Jogadores: Faça seu pior, seu mestre matreiro!

Note que, no exemplo, caso não houvesse um risco de encontros aleatórios nem mortos-vivos se aproximando, não haveria qualquer risco envolvido e os jogadores abririam a porta à força normalmente, mas o fato de ter riscos em torno da ação fez com que o mestre investigasse na ficção como seria feita a abertura dessa passagem para poder arbitrar os riscos.

De repente, se um dos jogadores tivesse colocado usado uns 3 grampos de madeira com martelo na fresta da porta, como calço e alavanca, poderia abrir a porta sem barulho, gastando 3 turnos para tal. 

O que importa é que a ficção seja investigada tanto pelo mestre quanto pelos jogadores para que eventuais riscos possam se desenhar, de forma a serem tratados de forma adequada na arbitragem, bem negociados e sirvam de parâmetros objtivos para os jogadores tomarem suas decisões, sabendo o que têm a perder e o que têm a ganhar.

Resumo dos casos de negativa na ação do jogador

Resumindo os casos em que o mestre deve negar, inicialmente, que as ações dos jogadores dêem certo, temos:
  • Quando as soluções não são apropriadas ao contexto do desafio

  • Quando as soluções são impossíveis ou absurdas

  • Quando as soluções são executáveis somente uso de itens ou recursos

  • Quando as soluções dependem de que os jogadores assumam riscos

Vejam que, como descritos, esses casos não são definitivos nem ocorrem de forma destacada. Acontecem de forma orgânica e misturada, no diálogo entre os participantes. 
 
Nosso objetivo aqui é firmar que a postura do mestre deve ser de aceitar, a princípio, as soluções dos jogadores, salvo haja um motivo claro para a negativa, e que a partir disto deve haver um aprofundamento do diálogo criativo com os jogadores para entender como a situação será contornada, como tentarão outras abordagens ou que se conheça a consequência de suas decisões.

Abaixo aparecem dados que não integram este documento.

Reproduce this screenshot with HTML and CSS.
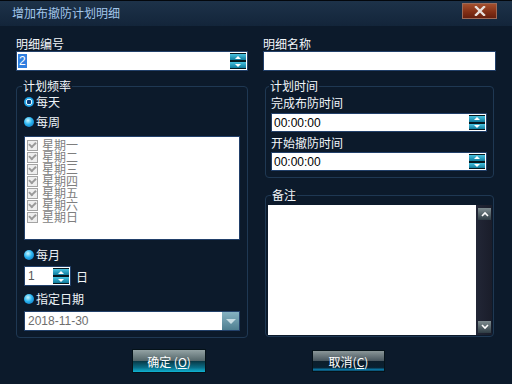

O importante é que os motivos das soluções eventualmente não serem aceitas fiquem claros para todos, de forma a estimular a criatividade, trabalhar melhor o risco ou dar ensejo a novas abordagens, mantendo principalmente suas decisões significativas para o jogo, preservando a agência dos jogadores, que será o tema do próximo post.